Proposed
Note: This ADR describes pure Java DAG authoring (entire DAGs written in Java without a Python file), which was removed from the scope of AIP-108. Per AIP-108, Java tasks are declared as
@task.stubin ordinary Python DAG files; pure Java DAG authoring is left to a future proposal, likely after AIP-85 stabilises. TheBundleBuilderinterface andBundle/BundleBuilder.getDags()mechanism remain in the SDK as the internal registry that the task execution runtime uses to locate task classes — they are not a public DAG-authoring surface in the current release.
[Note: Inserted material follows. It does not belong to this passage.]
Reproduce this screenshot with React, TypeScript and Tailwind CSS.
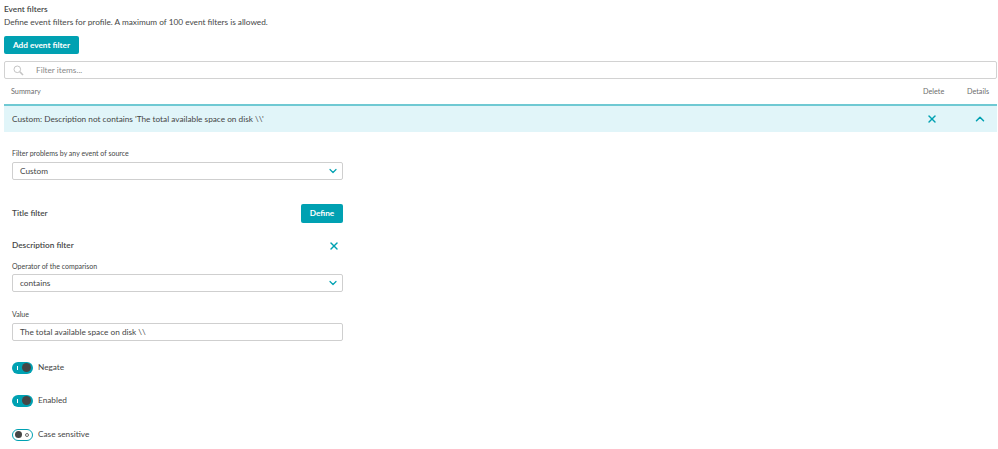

ADR-0001 originally introduced two ways to integrate non-Python tasks: @task.stub (mixed Python+Java DAGs) and pure Java DAGs (entire DAG in Java via BundleBuilder). ADR-0004 and ADR-0002 describe the coordinator infrastructure for DAG parsing and task execution respectively.
This ADR focuses on the Java-SDK-specific concerns that would make pure Java DAGs work end-to-end — build-time metadata generation, source code packaging for UI visibility, and JAR manifest conventions — rather than the shared coordinator infrastructure already covered in those ADRs.
The central challenge is that Airflow Core expects to read DAG metadata and source code from files on disk or from the metadata DB. A JAR is an opaque binary — Airflow cannot open() it and read Python source. The Java SDK would need to bridge this gap at build time by embedding machine-readable metadata and human-readable source into the JAR itself.
The JAR manifest (META-INF/MANIFEST.MF) carries three SDK-specific attributes that Airflow and the Java SDK use to bootstrap a bundle:
| Attribute | Example Value | Purpose |
|---|---|---|
Main-Class | org.apache.airflow.example.ExampleBundleBuilder | Standard Java attribute; the coordinator uses it to launch the JVM |
Airflow-Java-SDK-Metadata | airflow-metadata.yaml | Points to the embedded metadata file (dag IDs, task IDs) |
Airflow-Java-SDK-Dag-Code | JavaExampleBuilder.java | Points to the embedded source file for Airflow UI display |
These attributes are set in the Gradle build (see Build-Time Packaging below). The Python-side coordinator reads Main-Class to construct the launch command; BundleScanner reads Airflow-Java-SDK-Metadata to discover DAG IDs without launching the JVM.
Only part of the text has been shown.